**Work to be completed:**
Say how many lines include the word "with", using only a number.

--- START Dataset entries ---

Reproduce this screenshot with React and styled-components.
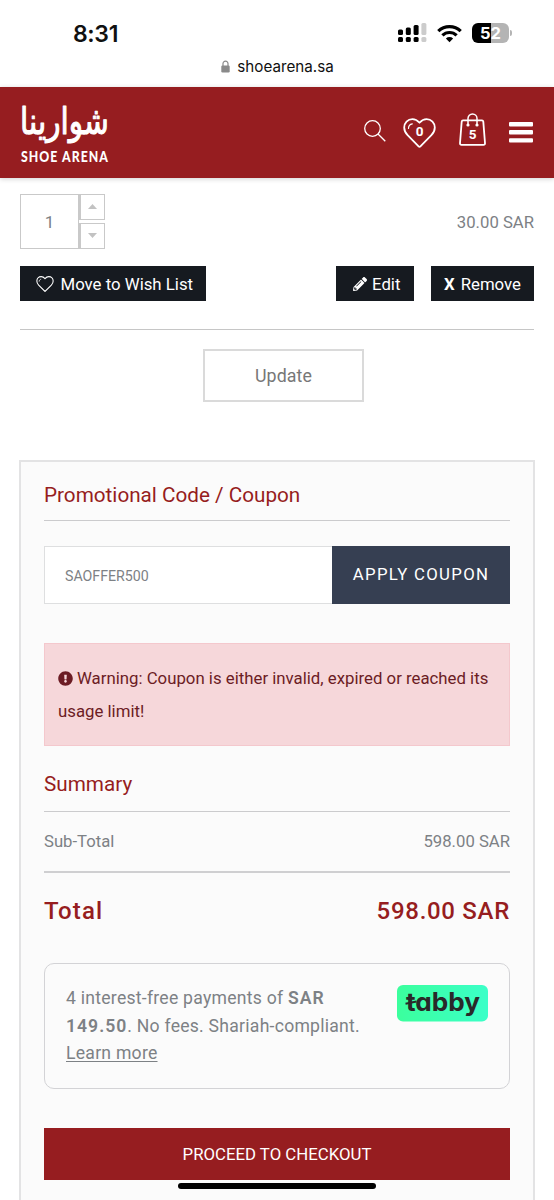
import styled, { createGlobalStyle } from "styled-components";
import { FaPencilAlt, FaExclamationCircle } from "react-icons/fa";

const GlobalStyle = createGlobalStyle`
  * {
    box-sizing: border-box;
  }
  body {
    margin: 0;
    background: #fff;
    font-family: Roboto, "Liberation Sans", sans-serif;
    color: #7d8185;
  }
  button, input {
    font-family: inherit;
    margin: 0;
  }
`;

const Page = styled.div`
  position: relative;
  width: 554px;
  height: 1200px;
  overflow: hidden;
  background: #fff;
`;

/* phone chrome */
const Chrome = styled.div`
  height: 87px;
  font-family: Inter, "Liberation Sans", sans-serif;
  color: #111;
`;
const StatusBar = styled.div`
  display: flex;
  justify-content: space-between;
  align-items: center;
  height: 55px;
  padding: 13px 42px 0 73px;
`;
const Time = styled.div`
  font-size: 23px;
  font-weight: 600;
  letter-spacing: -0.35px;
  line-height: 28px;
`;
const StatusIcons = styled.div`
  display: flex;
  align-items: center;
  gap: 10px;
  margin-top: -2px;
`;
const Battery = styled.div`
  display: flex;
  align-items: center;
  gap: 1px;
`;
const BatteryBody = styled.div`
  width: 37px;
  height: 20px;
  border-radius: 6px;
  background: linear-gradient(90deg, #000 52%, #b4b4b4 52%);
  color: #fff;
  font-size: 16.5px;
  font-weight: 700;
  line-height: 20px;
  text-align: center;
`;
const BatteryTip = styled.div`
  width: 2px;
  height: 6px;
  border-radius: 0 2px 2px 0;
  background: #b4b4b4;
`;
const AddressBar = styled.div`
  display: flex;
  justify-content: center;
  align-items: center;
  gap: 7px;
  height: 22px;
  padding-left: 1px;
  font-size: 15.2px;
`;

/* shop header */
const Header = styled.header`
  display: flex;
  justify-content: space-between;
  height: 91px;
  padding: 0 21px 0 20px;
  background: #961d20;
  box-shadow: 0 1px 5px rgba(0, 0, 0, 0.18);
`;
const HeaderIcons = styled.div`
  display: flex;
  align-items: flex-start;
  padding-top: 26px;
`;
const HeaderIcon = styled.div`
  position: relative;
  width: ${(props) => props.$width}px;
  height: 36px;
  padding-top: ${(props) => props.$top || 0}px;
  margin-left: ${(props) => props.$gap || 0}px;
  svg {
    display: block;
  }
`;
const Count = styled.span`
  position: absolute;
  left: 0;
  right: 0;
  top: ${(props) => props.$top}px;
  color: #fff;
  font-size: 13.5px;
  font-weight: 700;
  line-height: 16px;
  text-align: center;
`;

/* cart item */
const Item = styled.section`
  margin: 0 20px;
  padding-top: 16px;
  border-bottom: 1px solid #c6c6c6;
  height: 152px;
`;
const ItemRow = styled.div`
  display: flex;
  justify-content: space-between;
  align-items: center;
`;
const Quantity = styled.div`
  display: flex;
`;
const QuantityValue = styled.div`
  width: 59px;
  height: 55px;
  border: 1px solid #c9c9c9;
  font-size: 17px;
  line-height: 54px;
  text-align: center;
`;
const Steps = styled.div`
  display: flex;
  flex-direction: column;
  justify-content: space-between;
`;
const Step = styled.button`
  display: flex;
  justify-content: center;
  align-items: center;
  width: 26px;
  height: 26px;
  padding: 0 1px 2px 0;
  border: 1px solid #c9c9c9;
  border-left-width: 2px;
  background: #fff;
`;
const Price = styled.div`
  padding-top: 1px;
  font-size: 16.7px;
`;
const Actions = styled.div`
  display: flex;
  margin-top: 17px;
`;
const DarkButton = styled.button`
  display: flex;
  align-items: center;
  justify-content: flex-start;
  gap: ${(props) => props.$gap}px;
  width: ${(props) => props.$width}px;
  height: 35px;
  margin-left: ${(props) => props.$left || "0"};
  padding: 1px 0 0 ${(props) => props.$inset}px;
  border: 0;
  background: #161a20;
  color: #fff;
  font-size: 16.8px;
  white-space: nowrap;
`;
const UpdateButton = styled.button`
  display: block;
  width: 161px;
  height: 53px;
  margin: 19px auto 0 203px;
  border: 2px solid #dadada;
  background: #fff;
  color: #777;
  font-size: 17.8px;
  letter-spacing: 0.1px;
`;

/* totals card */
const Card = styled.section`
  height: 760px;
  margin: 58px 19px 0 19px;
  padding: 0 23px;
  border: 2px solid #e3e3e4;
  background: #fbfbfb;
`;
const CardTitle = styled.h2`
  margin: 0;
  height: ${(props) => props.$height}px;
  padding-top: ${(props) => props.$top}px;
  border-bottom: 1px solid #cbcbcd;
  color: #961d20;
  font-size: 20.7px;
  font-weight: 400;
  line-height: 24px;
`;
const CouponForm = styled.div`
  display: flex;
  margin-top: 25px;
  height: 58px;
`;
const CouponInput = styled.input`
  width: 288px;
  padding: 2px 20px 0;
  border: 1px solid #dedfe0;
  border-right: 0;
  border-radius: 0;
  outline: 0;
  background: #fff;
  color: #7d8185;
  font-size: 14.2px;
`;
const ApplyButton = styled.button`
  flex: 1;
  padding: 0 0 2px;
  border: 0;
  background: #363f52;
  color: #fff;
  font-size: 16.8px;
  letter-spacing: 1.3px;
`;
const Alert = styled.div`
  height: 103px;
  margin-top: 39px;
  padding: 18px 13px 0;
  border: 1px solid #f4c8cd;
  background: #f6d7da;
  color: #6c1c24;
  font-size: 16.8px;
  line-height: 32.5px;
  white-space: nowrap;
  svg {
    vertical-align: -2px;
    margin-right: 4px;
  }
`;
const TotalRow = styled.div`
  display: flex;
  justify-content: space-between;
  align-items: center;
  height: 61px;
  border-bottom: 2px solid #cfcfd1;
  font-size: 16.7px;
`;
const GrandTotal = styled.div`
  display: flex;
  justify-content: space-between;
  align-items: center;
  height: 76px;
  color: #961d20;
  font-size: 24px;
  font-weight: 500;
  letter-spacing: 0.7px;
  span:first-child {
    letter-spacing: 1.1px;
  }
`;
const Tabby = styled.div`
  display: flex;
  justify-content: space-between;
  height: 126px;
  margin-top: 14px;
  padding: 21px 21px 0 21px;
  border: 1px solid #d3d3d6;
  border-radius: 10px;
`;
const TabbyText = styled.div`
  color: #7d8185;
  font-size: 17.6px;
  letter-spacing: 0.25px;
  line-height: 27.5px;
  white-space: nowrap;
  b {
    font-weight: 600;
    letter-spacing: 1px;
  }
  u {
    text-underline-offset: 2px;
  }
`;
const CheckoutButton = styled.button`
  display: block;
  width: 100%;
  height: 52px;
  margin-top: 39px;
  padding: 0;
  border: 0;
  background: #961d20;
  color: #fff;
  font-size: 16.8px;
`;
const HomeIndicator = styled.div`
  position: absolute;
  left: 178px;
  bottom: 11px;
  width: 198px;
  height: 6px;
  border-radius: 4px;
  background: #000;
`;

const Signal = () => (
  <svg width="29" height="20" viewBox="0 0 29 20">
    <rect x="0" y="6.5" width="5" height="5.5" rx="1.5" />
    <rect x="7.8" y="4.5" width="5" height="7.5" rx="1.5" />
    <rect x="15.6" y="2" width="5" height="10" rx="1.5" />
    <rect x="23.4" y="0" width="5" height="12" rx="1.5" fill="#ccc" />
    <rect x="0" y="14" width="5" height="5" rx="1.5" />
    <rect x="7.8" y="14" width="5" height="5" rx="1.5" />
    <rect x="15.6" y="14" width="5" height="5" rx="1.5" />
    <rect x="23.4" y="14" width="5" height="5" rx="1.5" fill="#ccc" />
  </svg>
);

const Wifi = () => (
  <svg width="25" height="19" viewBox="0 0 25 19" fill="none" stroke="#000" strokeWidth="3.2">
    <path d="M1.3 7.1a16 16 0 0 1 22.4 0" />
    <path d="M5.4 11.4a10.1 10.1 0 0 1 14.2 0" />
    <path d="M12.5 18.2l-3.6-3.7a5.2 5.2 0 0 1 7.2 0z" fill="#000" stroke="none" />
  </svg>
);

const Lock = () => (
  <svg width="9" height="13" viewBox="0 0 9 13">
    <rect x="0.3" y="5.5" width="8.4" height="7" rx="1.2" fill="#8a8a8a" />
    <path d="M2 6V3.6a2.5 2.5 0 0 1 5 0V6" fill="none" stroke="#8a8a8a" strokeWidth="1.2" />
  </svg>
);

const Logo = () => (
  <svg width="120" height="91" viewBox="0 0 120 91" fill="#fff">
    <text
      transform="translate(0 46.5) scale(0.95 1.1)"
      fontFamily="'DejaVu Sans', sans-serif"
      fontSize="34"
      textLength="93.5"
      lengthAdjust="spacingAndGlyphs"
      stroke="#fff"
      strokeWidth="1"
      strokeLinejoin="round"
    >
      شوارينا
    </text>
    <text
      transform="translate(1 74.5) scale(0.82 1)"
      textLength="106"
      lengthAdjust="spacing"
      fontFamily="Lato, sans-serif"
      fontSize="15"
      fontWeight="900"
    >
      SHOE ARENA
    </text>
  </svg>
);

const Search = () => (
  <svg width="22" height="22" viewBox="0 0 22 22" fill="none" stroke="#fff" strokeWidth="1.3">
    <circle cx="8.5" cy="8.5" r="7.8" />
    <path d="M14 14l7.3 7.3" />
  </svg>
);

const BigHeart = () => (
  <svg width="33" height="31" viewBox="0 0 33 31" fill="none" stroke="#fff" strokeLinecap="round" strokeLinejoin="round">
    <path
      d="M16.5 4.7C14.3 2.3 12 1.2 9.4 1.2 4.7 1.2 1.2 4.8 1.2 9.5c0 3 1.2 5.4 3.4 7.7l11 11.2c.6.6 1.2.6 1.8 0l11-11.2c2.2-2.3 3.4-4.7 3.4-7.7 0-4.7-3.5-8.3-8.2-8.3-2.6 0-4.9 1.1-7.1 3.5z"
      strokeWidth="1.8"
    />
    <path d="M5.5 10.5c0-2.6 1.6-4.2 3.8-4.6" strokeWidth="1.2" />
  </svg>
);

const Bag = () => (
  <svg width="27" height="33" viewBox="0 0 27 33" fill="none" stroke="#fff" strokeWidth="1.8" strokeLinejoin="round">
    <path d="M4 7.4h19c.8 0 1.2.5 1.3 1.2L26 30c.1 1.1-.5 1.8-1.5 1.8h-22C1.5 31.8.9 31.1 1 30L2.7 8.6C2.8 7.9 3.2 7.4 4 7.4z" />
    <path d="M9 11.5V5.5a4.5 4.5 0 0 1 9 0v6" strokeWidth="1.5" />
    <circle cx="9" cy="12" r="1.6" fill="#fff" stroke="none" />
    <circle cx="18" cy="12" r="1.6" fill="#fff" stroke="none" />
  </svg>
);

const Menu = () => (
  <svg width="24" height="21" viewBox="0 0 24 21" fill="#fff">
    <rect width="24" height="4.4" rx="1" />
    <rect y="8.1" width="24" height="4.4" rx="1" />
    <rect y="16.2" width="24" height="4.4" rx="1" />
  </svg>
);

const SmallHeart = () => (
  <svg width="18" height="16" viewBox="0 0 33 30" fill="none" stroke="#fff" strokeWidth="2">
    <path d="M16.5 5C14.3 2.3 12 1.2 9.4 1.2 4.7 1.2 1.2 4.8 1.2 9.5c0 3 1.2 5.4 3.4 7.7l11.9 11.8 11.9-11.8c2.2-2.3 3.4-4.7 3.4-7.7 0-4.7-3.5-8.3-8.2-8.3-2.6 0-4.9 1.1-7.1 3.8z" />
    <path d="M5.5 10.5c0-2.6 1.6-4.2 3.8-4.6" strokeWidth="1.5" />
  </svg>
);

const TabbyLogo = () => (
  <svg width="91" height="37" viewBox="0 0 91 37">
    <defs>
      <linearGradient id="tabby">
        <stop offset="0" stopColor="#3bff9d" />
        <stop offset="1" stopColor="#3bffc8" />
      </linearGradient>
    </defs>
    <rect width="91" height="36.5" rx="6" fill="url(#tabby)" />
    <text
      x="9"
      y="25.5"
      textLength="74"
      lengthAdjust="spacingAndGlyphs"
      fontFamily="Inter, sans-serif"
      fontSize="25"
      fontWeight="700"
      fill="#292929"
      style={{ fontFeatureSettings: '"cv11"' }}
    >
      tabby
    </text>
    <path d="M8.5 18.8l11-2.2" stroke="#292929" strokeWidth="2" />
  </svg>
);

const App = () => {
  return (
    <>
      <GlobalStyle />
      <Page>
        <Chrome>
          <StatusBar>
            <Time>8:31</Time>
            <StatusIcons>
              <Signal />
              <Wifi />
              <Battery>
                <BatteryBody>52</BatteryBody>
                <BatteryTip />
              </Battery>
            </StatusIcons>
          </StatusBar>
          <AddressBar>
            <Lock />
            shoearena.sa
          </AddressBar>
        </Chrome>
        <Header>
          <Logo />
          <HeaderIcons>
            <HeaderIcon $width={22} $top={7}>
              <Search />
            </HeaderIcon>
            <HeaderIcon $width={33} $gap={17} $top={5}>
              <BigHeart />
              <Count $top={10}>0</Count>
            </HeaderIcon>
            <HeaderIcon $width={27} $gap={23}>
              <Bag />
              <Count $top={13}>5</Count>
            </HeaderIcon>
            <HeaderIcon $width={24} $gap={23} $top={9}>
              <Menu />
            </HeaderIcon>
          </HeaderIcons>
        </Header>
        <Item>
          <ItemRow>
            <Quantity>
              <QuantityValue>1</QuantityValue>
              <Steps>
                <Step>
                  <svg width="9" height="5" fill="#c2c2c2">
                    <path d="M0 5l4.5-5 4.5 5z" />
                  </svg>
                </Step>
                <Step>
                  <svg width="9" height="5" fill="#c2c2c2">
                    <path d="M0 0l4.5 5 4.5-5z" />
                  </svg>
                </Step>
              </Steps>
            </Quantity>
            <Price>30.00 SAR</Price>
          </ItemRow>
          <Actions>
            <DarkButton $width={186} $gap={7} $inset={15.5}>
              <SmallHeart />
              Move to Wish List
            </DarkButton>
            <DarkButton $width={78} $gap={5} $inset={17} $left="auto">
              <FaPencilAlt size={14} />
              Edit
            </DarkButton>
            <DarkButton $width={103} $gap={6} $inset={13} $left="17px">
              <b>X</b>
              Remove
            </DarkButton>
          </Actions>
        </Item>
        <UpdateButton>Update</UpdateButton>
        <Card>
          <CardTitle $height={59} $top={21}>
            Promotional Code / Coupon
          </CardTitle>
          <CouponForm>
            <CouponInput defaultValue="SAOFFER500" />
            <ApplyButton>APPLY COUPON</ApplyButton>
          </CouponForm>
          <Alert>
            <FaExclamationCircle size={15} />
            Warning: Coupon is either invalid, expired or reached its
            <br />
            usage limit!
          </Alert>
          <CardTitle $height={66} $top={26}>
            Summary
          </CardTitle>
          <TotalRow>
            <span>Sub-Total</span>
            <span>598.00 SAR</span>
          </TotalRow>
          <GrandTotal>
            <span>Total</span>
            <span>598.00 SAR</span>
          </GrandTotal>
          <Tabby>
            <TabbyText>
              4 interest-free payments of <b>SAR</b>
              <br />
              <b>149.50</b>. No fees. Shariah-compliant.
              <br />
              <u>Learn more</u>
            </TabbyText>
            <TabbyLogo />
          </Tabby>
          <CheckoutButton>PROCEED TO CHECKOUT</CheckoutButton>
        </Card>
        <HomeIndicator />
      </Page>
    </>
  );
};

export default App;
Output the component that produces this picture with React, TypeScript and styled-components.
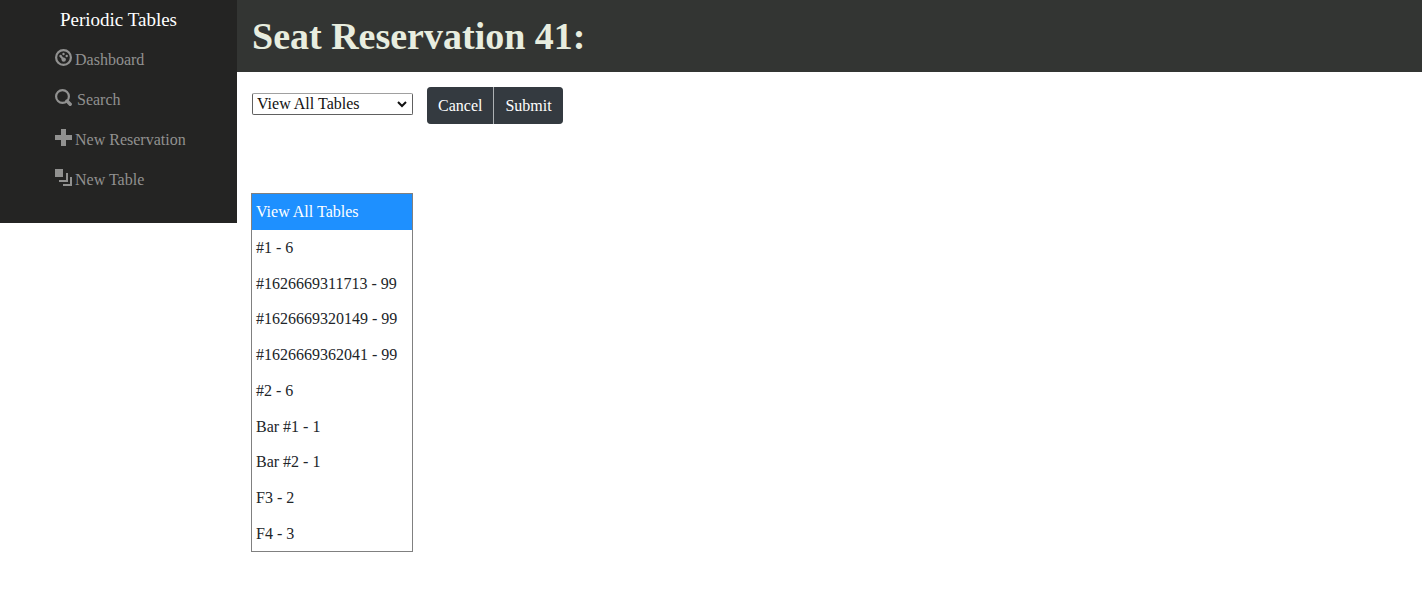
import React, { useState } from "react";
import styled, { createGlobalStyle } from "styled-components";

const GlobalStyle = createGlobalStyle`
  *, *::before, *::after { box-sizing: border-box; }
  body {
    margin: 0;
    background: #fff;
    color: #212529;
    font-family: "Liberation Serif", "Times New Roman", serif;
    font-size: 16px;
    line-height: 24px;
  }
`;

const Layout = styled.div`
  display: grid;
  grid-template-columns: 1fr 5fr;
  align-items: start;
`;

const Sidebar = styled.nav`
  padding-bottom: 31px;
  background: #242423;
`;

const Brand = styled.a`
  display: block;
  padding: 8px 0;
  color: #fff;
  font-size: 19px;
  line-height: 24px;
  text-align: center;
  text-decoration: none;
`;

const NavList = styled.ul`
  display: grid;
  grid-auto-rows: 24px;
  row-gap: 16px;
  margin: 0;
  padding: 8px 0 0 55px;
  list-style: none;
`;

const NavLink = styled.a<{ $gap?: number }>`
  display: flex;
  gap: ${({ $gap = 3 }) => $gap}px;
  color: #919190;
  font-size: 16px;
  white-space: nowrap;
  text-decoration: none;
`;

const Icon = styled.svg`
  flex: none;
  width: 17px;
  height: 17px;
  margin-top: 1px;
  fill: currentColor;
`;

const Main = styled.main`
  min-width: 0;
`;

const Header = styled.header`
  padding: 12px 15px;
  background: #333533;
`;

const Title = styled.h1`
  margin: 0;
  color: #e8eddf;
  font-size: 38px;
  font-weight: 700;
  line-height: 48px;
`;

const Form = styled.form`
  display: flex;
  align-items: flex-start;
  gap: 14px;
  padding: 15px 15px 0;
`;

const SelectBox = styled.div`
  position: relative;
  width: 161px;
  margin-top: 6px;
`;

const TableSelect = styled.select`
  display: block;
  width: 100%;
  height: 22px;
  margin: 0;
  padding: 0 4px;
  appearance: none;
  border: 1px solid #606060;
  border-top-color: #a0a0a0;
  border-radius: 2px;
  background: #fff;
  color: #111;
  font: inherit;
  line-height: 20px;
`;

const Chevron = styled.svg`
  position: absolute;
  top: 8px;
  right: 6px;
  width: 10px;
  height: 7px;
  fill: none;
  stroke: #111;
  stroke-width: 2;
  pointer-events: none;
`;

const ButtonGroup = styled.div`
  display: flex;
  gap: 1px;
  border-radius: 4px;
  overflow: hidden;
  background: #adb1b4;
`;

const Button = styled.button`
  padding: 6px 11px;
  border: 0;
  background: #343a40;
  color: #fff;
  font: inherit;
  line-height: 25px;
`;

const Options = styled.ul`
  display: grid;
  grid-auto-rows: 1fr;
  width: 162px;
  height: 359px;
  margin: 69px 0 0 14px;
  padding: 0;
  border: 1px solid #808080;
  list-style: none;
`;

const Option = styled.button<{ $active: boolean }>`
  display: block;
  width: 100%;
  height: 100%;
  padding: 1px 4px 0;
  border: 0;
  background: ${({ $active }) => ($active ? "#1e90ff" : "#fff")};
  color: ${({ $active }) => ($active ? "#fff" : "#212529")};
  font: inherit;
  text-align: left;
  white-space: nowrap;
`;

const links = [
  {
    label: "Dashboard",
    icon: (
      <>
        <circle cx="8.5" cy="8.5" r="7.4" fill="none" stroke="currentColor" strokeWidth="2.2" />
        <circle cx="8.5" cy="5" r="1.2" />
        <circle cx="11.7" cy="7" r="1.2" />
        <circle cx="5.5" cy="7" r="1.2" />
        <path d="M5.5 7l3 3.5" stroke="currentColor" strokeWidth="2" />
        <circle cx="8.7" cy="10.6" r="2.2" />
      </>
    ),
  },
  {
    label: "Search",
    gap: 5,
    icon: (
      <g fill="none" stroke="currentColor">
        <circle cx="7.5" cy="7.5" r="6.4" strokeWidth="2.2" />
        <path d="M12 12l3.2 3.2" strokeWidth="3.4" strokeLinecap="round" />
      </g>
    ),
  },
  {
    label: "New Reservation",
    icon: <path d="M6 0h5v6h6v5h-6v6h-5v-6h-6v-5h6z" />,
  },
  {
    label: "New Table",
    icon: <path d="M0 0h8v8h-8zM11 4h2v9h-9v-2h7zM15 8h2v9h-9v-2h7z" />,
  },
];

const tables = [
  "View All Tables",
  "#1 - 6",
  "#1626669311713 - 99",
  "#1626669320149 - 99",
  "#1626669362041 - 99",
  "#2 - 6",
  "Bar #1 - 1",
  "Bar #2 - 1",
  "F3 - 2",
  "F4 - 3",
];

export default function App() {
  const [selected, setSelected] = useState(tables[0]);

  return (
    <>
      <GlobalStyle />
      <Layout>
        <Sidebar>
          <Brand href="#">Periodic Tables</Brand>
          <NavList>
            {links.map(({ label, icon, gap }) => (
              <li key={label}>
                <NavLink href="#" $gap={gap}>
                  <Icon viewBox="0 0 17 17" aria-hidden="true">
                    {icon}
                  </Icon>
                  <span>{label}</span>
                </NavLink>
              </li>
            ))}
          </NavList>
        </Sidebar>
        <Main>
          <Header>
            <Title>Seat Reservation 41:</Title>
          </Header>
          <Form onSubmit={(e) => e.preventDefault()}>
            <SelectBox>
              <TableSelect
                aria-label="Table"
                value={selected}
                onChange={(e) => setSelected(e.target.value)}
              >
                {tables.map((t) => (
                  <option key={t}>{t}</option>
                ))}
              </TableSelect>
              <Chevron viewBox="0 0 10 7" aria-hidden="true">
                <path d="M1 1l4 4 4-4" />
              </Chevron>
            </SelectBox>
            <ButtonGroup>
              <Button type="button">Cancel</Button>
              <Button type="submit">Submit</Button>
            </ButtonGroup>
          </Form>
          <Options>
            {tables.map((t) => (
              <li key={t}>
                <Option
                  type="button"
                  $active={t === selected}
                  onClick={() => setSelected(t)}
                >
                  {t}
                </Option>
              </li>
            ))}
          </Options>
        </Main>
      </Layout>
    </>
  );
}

--- END Dataset entries ---

**Answer to this task:**
2